Num indicador relacionado, os utilizadores em Portugal estão entre os que menos consideram haver polarização política na comunicação social ou seja, é um dos mercados onde mais pessoas acham que os media não se distanciam politicamente uns dos outros. Esta é uma percepção transversal a consumidores que se identificam como sendo esquerda, de direita e do centro. 

Curiosamente, apesar do nível confiança, apenas um terço acha que os media portugueses são independentes de influências políticas ou económicas. Temos, portanto, uma estranha forma de confiar.

O mau
Também como de costume, Portugal está entre os países que menos pagam por notícias online: 12% dos utilizadores fizeram algum tipo de pagamento, abaixo da média de 17%. Na Noruega, este número é de 41%; no Reino Unido, de 9% (o Reino Unido tem muitas ofertas de jornalismo de acesso gratuito, entre as quais o Guardian e a BBC, que é financiada pelos contribuintes).
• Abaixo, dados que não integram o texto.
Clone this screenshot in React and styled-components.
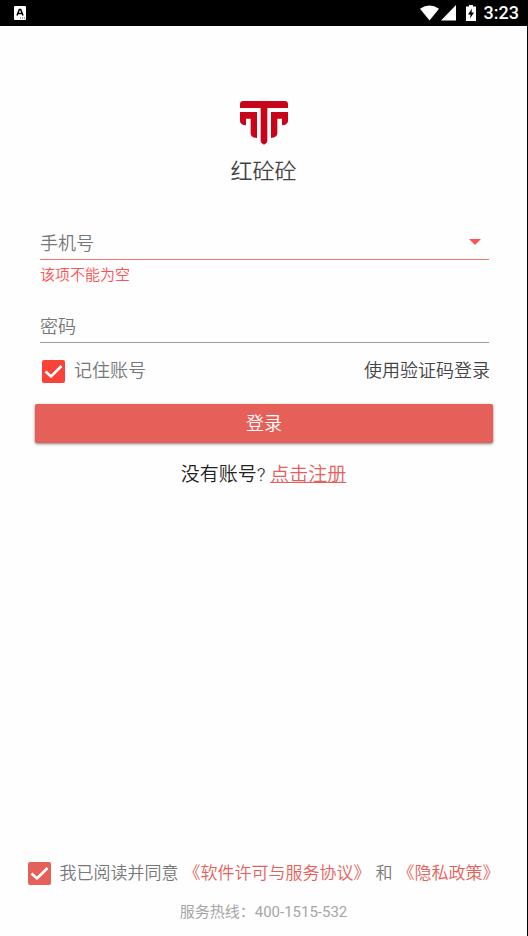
import React, { useState } from "react";
import styled, { createGlobalStyle } from "styled-components";

const color = {
  page: "#fefefe",
  brand: "#e6605a",
  error: "#ff5252",
  text: "#444444",
  muted: "#777777",
  faint: "#a6a6a6",
};

const GlobalStyle = createGlobalStyle`
  *, *::before, *::after { box-sizing: border-box; }
  body {
    margin: 0;
    background: ${color.page};
    font-family: Roboto, "Noto Sans CJK SC", sans-serif;
    font-weight: 350;
  }
  button, input { font: inherit; }
`;

const Screen = styled.div`
  min-height: 100vh;
  display: flex;
  flex-direction: column;
  border-right: 1px solid #000;
  background: ${color.page};
`;

const StatusBar = styled.header`
  height: 26px;
  padding: 0 8px 0 14px;
  display: flex;
  align-items: center;
  justify-content: space-between;
  background: #000;
  color: #fff;
`;

const StatusIcons = styled.div`
  display: flex;
  align-items: center;
`;

const BatteryIcon = styled.svg`
  margin: 0 8px 0 9px;
`;

const Clock = styled.time`
  font-size: 18px;
  line-height: 26px;
  font-weight: 500;
`;

const Brand = styled.div`
  margin-top: 75px;
  display: flex;
  flex-direction: column;
  align-items: center;
`;

const AppName = styled.h1`
  margin: 11px 0 0;
  font-size: 22px;
  line-height: 32px;
  font-weight: 350;
  color: ${color.text};
`;

const Form = styled.form`
  margin: 35px 34px 0 35px;
  display: flex;
  flex-direction: column;
`;

const Field = styled.div`
  height: 37px;
  margin: 0 4px 0 5px;
  display: flex;
  align-items: center;
  border-bottom: 1px solid ${(p) => (p.$invalid ? "#f57670" : "#9c9c9c")};
`;

const TextInput = styled.input`
  flex: 1;
  min-width: 0;
  height: 36px;
  padding: 4px 0 0;
  border: 0;
  outline: 0;
  background: transparent;
  font-size: 18px;
  color: ${color.text};

  &::placeholder {
    color: ${color.muted};
    opacity: 1;
  }
`;

const DropButton = styled.button`
  width: 28px;
  height: 26px;
  padding: 2px 0 0;
  border: 0;
  background: transparent;
  display: grid;
  place-items: center;
`;

const ErrorText = styled.p`
  height: 46px;
  margin: 0 5px;
  padding-top: 3px;
  font-size: 15px;
  line-height: 24px;
  color: ${color.error};
`;

const OptionsRow = styled.div`
  margin: 14px 3px 0 7px;
  display: flex;
  align-items: center;
  justify-content: space-between;
  font-size: 18px;
  line-height: 28px;
`;

const CheckLabel = styled.label`
  display: flex;
  align-items: center;
  gap: 9px;
  color: ${color.muted};
`;

const CheckBox = styled.input`
  appearance: none;
  flex: none;
  width: 23px;
  height: 23px;
  margin: 0;
  border: 2px solid ${(p) => p.$tone};
  border-radius: 2px;

  &:checked {
    background: ${(p) => p.$tone}
      url("data:image/svg+xml,%3Csvg xmlns='http://www.w3.org/2000/svg' viewBox='0 0 23 23'%3E%3Cpath d='M3.5 11.5 9 16.5 19.5 6' fill='none' stroke='white' stroke-width='2.6'/%3E%3C/svg%3E")
      center / 23px 23px no-repeat border-box;
  }
`;

const PlainLink = styled.a`
  color: ${color.text};
  text-decoration: none;
`;

const LoginButton = styled.button`
  height: 39px;
  margin-top: 19px;
  padding: 0 0 3px;
  border: 0;
  border-radius: 2px;
  background: ${color.brand};
  box-shadow: 0 1px 3px rgba(0, 0, 0, 0.5);
  color: #fff;
  font-size: 18px;
`;

const Register = styled.p`
  margin: 18px 0 0;
  text-align: center;
  font-size: 19px;
  line-height: 28px;
  color: #222;
`;

const RegisterLink = styled.a`
  color: ${color.brand};
  text-decoration: underline;
  text-decoration-thickness: 1px;
  text-underline-offset: 1px;
`;

const Footer = styled.footer`
  margin-top: auto;
  padding-bottom: 12px;
  display: flex;
  flex-direction: column;
  align-items: center;
`;

const Agreement = styled.div`
  display: flex;
  align-items: center;
  gap: 5px;
  font-size: 17px;
  line-height: 28px;
  color: ${color.muted};
`;

const AgreementLink = styled.a`
  color: ${color.brand};
  text-decoration: none;
`;

const Hotline = styled.p`
  margin: 13px 0 0;
  font-size: 15px;
  line-height: 24px;
  font-weight: 400;
  color: ${color.faint};
`;

function Logo() {
  return (
    <svg width="48" height="44" viewBox="0 0 144 132" fill="#c7051b" role="img" aria-label="红砼砼">
      <path d="M10 0H134Q144 0 144 10V21H82V121Q82 126 72 131Q62 126 62 121V21H0V10Q0 0 10 0Z" />
      <path d="M0 33H51V111Q34 110 32 99V53H18V73Q2 73 0 61Z" />
      <path d="M144 33H93V111Q110 110 112 99V53H126V73Q142 73 144 61Z" />
    </svg>
  );
}

function NoticeIcon() {
  return (
    <svg width="12" height="14" viewBox="0 0 12 14" aria-hidden="true">
      <rect width="12" height="14" rx="1" fill="#fff" />
      <path d="M3 9.5 5.3 3.5H6.7L9 9.5M4.2 7.5H7.8" fill="none" stroke="#000" strokeWidth="1.5" />
      <path d="M6 12H11" stroke="#555" strokeDasharray="1 1" />
    </svg>
  );
}

function SignalIcons() {
  return (
    <svg width="37" height="16" viewBox="0 0 37 16" fill="#fff" aria-hidden="true">
      <path d="M0 3.8Q9.5-3 19 3.8L9.5 15.5Z" />
      <path d="M36 0V15.5H21Z" />
    </svg>
  );
}

export default function App() {
  const [phone, setPhone] = useState("");
  const [password, setPassword] = useState("");

  return (
    <>
      <GlobalStyle />
      <Screen>
        <StatusBar>
          <NoticeIcon />
          <StatusIcons>
            <SignalIcons />
            <BatteryIcon width="10" height="16" viewBox="0 0 10 16" aria-hidden="true">
              <path d="M3 0H7V1.5H10V16H0V1.5H3Z" fill="#fff" />
              <path d="M6 3.5 2 9.5H4.5L4 13.5 8 7.5H5.5Z" fill="#000" />
            </BatteryIcon>
            <Clock>3:23</Clock>
          </StatusIcons>
        </StatusBar>

        <Brand>
          <Logo />
          <AppName>红砼砼</AppName>
        </Brand>

        <Form onSubmit={(e) => e.preventDefault()}>
          <Field $invalid>
            <TextInput
              type="tel"
              placeholder="手机号"
              aria-label="手机号"
              aria-invalid="true"
              aria-describedby="phone-error"
              value={phone}
              onChange={(e) => setPhone(e.target.value)}
            />
            <DropButton type="button" aria-label="选择账号">
              <svg width="12" height="6" viewBox="0 0 12 6" aria-hidden="true">
                <path d="M0 0H12L6 6Z" fill={color.error} />
              </svg>
            </DropButton>
          </Field>
          <ErrorText id="phone-error">该项不能为空</ErrorText>
          <Field>
            <TextInput
              type="password"
              placeholder="密码"
              aria-label="密码"
              value={password}
              onChange={(e) => setPassword(e.target.value)}
            />
          </Field>
          <OptionsRow>
            <CheckLabel>
              <CheckBox type="checkbox" defaultChecked $tone="#f9423a" />
              记住账号
            </CheckLabel>
            <PlainLink href="#code">使用验证码登录</PlainLink>
          </OptionsRow>
          <LoginButton type="submit">登录</LoginButton>
        </Form>

        <Register>
          没有账号? <RegisterLink href="#register">点击注册</RegisterLink>
        </Register>

        <Footer>
          <Agreement>
            <CheckLabel>
              <CheckBox type="checkbox" defaultChecked $tone={color.brand} />
              我已阅读并同意
            </CheckLabel>
            <AgreementLink href="#license">《软件许可与服务协议》</AgreementLink>
            <span>和</span>
            <AgreementLink href="#privacy">《隐私政策》</AgreementLink>
          </Agreement>
          <Hotline>服务热线：400-1515-532</Hotline>
        </Footer>
      </Screen>
    </>
  );
}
Ser dos países que mais confiam, mas dos que menos pagam é sempre um antagonismo digno de nota. Haverá muitas razões para isto, a começar pelos salários comparativamente baixos. 

O pior
Estamos fartos de notícias.

Em Portugal, quase três em cada quatro utilizadores evitam activamente notícias, pelo menos ocasionalmente. Um em cada dez fá-lo frequentemente. Em 2017, estes números eram muito diferentes. Têm vindo a piorar ao longo dos anos.
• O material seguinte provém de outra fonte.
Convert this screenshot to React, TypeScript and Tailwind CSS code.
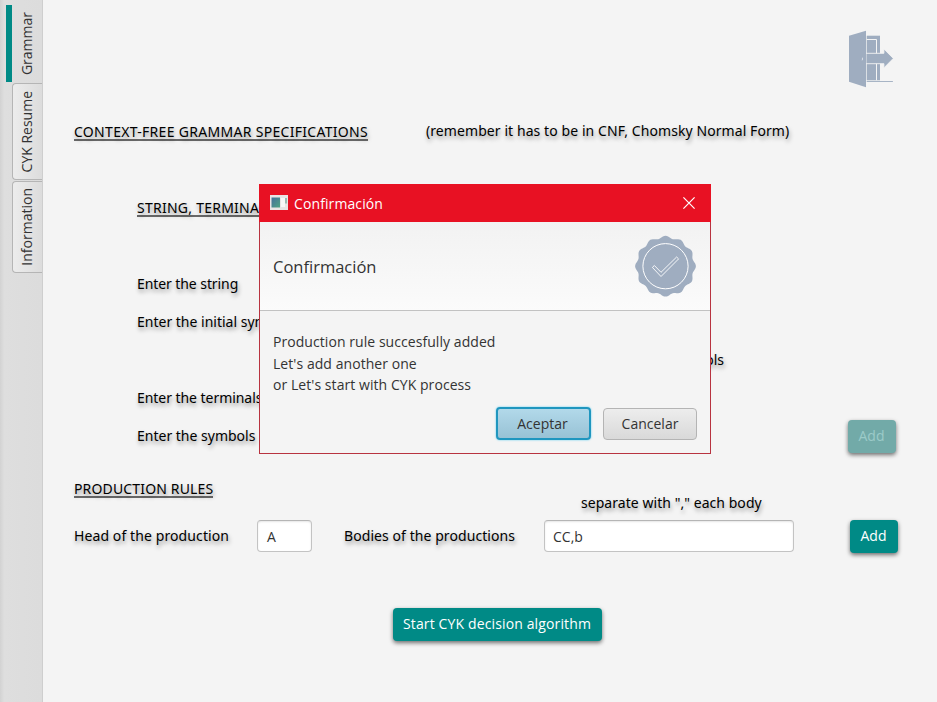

Entre os que evitam notícias, a primeira razão que referem é haver demasiadas notícias sobre a covid e sobre política (em Janeiro tivemos eleições legislativas). A segunda razão é um cansaço devido ao excesso de notícias. E a terceira é o facto de as notícias afectarem negativamente o humor. O inquérito foi feito numa altura em que a invasão da Ucrânia, e a respectiva avalanche noticiosa, não tinha sequer começado.

Portugal tem ainda a distinção de ser o país onde mais pessoas consideram que se deparam com demasiadas notícias nos seus feeds do Facebook. A rede social parece ter acertado quando, há uns anos, disse que os utilizadores estavam mais interessados na família e nos amigos, e ajustou os algoritmos em conformidade. 
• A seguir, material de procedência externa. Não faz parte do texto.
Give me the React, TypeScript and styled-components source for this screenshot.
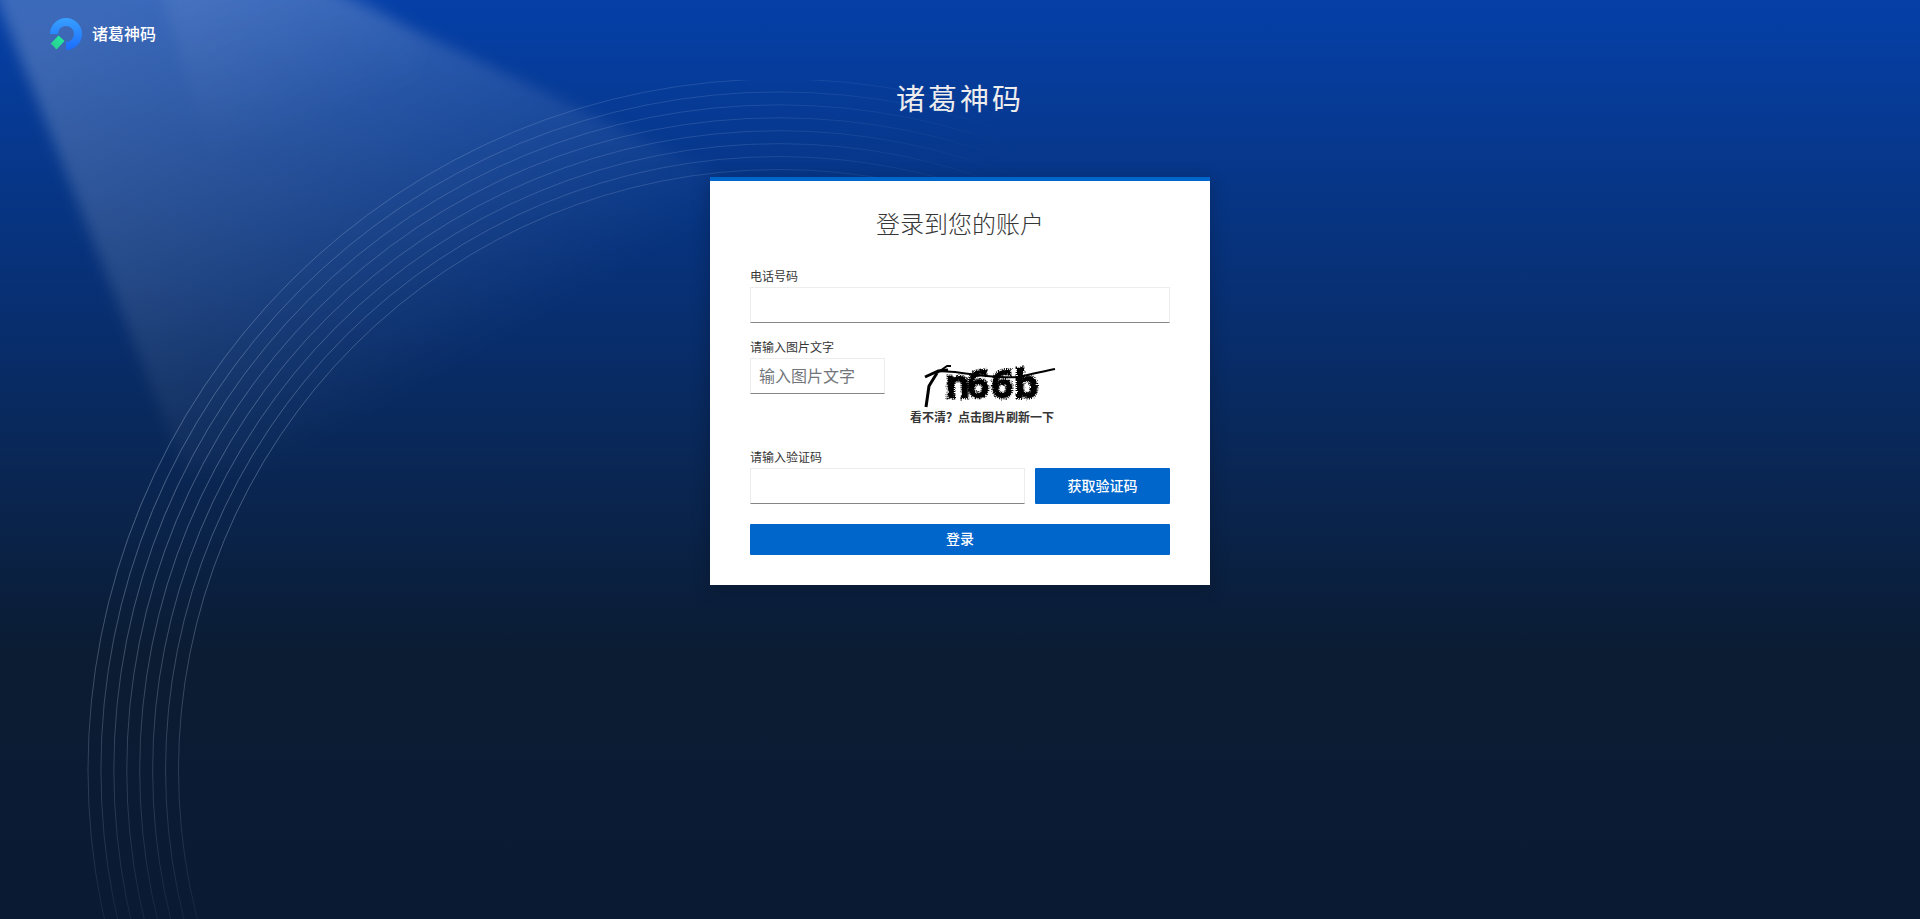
import React, { useState } from "react";
import styled, { createGlobalStyle } from "styled-components";

const GlobalStyle = createGlobalStyle`
  *, *::before, *::after { box-sizing: border-box; }
  html { height: 100%; }
  body {
    margin: 0;
    height: 100%;
    background: #0a1a33;
    color: #363636;
    font-family: "Open Sans", "Noto Sans CJK SC", sans-serif;
    font-size: 12px;
    line-height: 20px;
  }
  #root { height: 100%; }
`;

const Page = styled.div`
  position: relative;
  isolation: isolate;
  overflow: hidden;
  min-height: 100%;
  background: linear-gradient(180deg, #0540a8 0%, #0b1c33 71%, #0a1a33 100%);
`;

const Backdrop = styled.svg`
  position: absolute;
  top: 0;
  left: 0;
  z-index: -1;
  pointer-events: none;
`;

const Brand = styled.div`
  position: absolute;
  top: 18px;
  left: 50px;
  display: flex;
  align-items: center;
  gap: 10px;
  color: #fff;
  font-size: 16px;
  font-weight: 500;
  line-height: 32px;
`;

const Header = styled.header`
  padding: 80px 10px 59px;
  text-align: center;
`;

const SiteName = styled.h1`
  margin: 0;
  color: #ededed;
  font-size: 29px;
  font-weight: 400;
  line-height: 38px;
  letter-spacing: 3px;
`;

const Card = styled.main`
  width: 500px;
  max-width: 100%;
  margin: 0 auto;
  padding: 20px 40px 30px;
  border-top: 4px solid #06c;
  background: #fff;
  box-shadow: 0 4px 16px 2px rgba(3, 3, 3, 0.2);
`;

const CardTitle = styled.h2`
  margin: 0 0 20px;
  font-size: 24px;
  font-weight: 300;
  line-height: 46px;
  text-align: center;
`;

const Form = styled.form`
  display: flex;
  flex-direction: column;
`;

const Field = styled.div<{ $gap: number }>`
  display: flex;
  flex-direction: column;
  margin-bottom: ${(p) => p.$gap}px;
`;

const Label = styled.label`
  line-height: 20px;
`;

const Row = styled.div<{ $gap: number }>`
  display: flex;
  align-items: flex-start;
  gap: ${(p) => p.$gap}px;
`;

const TextInput = styled.input<{ $width?: string }>`
  width: ${(p) => p.$width ?? "100%"};
  flex: ${(p) => (p.$width ? "none" : "1 1 auto")};
  min-width: 0;
  height: 36px;
  padding: 0 8px;
  border: 1px solid #ededed;
  border-bottom-color: #868686;
  border-radius: 0;
  background: #fff;
  color: #151515;
  font-family: inherit;
  font-size: 16px;
  outline: none;

  &::placeholder {
    color: #72767b;
    opacity: 1;
  }
`;

const Captcha = styled.button`
  display: flex;
  flex-direction: column;
  align-items: flex-start;
  padding: 0;
  border: 0;
  background: none;
  color: inherit;
  font-family: inherit;
  font-size: 12px;
  font-weight: 600;
  line-height: 18px;
  cursor: pointer;
`;

const CaptchaImage = styled.svg`
  display: block;
`;

const Button = styled.button<{ $width?: string; $height: number }>`
  flex: none;
  width: ${(p) => p.$width ?? "100%"};
  height: ${(p) => p.$height}px;
  padding: 0 0 1px;
  border: 0;
  border-radius: 1px;
  background: #06c;
  color: #fff;
  font-family: inherit;
  font-size: 14px;
  font-weight: 500;
  line-height: 20px;
  cursor: pointer;
`;

const RINGS = Array.from({ length: 8 }, (_, i) => 600.5 + i * 12.93);

function Background() {
  return (
    <Backdrop width="1120" height="920" viewBox="0 0 1120 920" aria-hidden="true">
      <defs>
        <linearGradient id="beam" gradientUnits="userSpaceOnUse" x1="160" y1="-20" x2="400" y2="400">
          <stop offset="0" stopColor="#fff" stopOpacity="0.22" />
          <stop offset="0.5" stopColor="#fff" stopOpacity="0.12" />
          <stop offset="1" stopColor="#fff" stopOpacity="0" />
        </linearGradient>
        <linearGradient id="beamInner" gradientUnits="userSpaceOnUse" x1="220" y1="0" x2="270" y2="140">
          <stop offset="0" stopColor="#fff" stopOpacity="0.06" />
          <stop offset="1" stopColor="#fff" stopOpacity="0" />
        </linearGradient>
        <filter id="soft" x="-10%" y="-10%" width="120%" height="120%">
          <feGaussianBlur stdDeviation="7" />
        </filter>
        <linearGradient id="ringFadeX" gradientUnits="userSpaceOnUse" x1="90" y1="0" x2="1030" y2="0">
          <stop offset="0" stopColor="#fff" stopOpacity="1" />
          <stop offset="0.7" stopColor="#fff" stopOpacity="0.5" />
          <stop offset="1" stopColor="#fff" stopOpacity="0" />
        </linearGradient>
        <linearGradient id="ringStroke" gradientUnits="userSpaceOnUse" x1="0" y1="80" x2="0" y2="940">
          <stop offset="0" stopColor="#a9c2ea" stopOpacity="0.3" />
          <stop offset="0.5" stopColor="#b4c4dd" stopOpacity="0.4" />
          <stop offset="0.75" stopColor="#b4c4dd" stopOpacity="0.26" />
          <stop offset="1" stopColor="#b4c4dd" stopOpacity="0.06" />
        </linearGradient>
        <mask id="ringMask" maskUnits="userSpaceOnUse" x="0" y="80" width="1120" height="840">
          <rect x="0" y="80" width="1120" height="840" fill="url(#ringFadeX)" />
        </mask>
      </defs>
      <path d="M-15 -30 L185 470 L560 470 L790 210 L290 -30 Z" fill="url(#beam)" filter="url(#soft)" />
      <path d="M155 -30 L215 170 L420 170 L420 40 L340 -30 Z" fill="url(#beamInner)" filter="url(#soft)" />
      <g mask="url(#ringMask)" fill="none" stroke="url(#ringStroke)" strokeWidth="1">
        {RINGS.map((r) => (
          <circle key={r} cx="779" cy="770" r={r} />
        ))}
      </g>
    </Backdrop>
  );
}

function Logo() {
  return (
    <svg width="32" height="32" viewBox="0 0 32 32" aria-hidden="true">
      <defs>
        <linearGradient id="logoBlue" x1="0" y1="0" x2="0" y2="1">
          <stop offset="0" stopColor="#38a0ff" />
          <stop offset="1" stopColor="#1b6dff" />
        </linearGradient>
        <linearGradient id="logoGreen" x1="1" y1="0" x2="0" y2="1">
          <stop offset="0" stopColor="#20f0a0" />
          <stop offset="1" stopColor="#2cc98c" />
        </linearGradient>
      </defs>
      <path d="M0 16 A16 16 0 1 1 16 32 V24 A8 8 0 1 0 8 16 Z" fill="url(#logoBlue)" />
      <path d="M8.5 17.5 L14.5 23 L6.5 31.5 L0.8 25.5 Z" fill="url(#logoGreen)" />
    </svg>
  );
}

function CaptchaDrawing() {
  return (
    <CaptchaImage width="160" height="51" viewBox="0 0 160 51" role="img" aria-label="图片验证码">
      <defs>
        <filter id="rough" x="-10%" y="-20%" width="120%" height="140%">
          <feTurbulence type="fractalNoise" baseFrequency="0.4" numOctaves="2" seed="4" result="n" />
          <feDisplacementMap in="SourceGraphic" in2="n" scale="3" xChannelSelector="R" yChannelSelector="G" />
        </filter>
      </defs>
      <text
        x="35 57 81 104"
        y="40"
        filter="url(#rough)"
        fontFamily="'Open Sans', sans-serif"
        fontWeight="700"
        fontSize="39"
        stroke="#000"
        strokeWidth="3"
        strokeDasharray="1 1"
      >
        n66b
      </text>
      <g fill="none" stroke="#000" strokeLinejoin="round">
        <path d="M15 19 L28 13 L38 12" strokeWidth="3" />
        <path d="M27 15 L37 8 L41 8" strokeWidth="2" />
        <path d="M16 49 L19 28 L27 15" strokeWidth="3" />
        <path d="M28 13 L45 14 C72 18 92 20 107 19 C120 17 134 13 145 11" strokeWidth="2" />
      </g>
    </CaptchaImage>
  );
}

export default function App() {
  const [phone, setPhone] = useState("");
  const [picture, setPicture] = useState("");
  const [code, setCode] = useState("");

  return (
    <>
      <GlobalStyle />
      <Page>
        <Background />
        <Brand>
          <Logo />
          <span>诸葛神码</span>
        </Brand>
        <Header>
          <SiteName>诸葛神码</SiteName>
        </Header>
        <Card>
          <CardTitle>登录到您的账户</CardTitle>
          <Form onSubmit={(e) => e.preventDefault()}>
            <Field $gap={15}>
              <Label htmlFor="phone">电话号码</Label>
              <TextInput id="phone" type="tel" value={phone} onChange={(e) => setPhone(e.target.value)} />
            </Field>
            <Field $gap={21}>
              <Label htmlFor="picture">请输入图片文字</Label>
              <Row $gap={25}>
                <TextInput
                  id="picture"
                  $width="135px"
                  placeholder="输入图片文字"
                  value={picture}
                  onChange={(e) => setPicture(e.target.value)}
                />
                <Captcha type="button">
                  <CaptchaDrawing />
                  <span>看不清？点击图片刷新一下</span>
                </Captcha>
              </Row>
            </Field>
            <Field $gap={20}>
              <Label htmlFor="code">请输入验证码</Label>
              <Row $gap={10}>
                <TextInput id="code" value={code} onChange={(e) => setCode(e.target.value)} />
                <Button type="button" $width="135px" $height={36}>
                  获取验证码
                </Button>
              </Row>
            </Field>
            <Button type="submit" $height={31}>
              登录
            </Button>
          </Form>
        </Card>
      </Page>
    </>
  );
}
Estarmos fartos de notícias não é só um problema para quem trabalha nos media. Nem sequer é esse o principal problema. Estarmos fartos de notícias é um fenómeno compreensível, tendo em conta a pandemia, uma guerra na Europa e a hiperconectividade em que vivemos. Significa, contudo, estarmos fartos do mundo para além daquele que nos é mais próximo. Significa estarmos dispostos a viver num mundo mais simples, mais pequeno e mais ignorante. No imediato, é mais confortável. No fim, perdemos todos.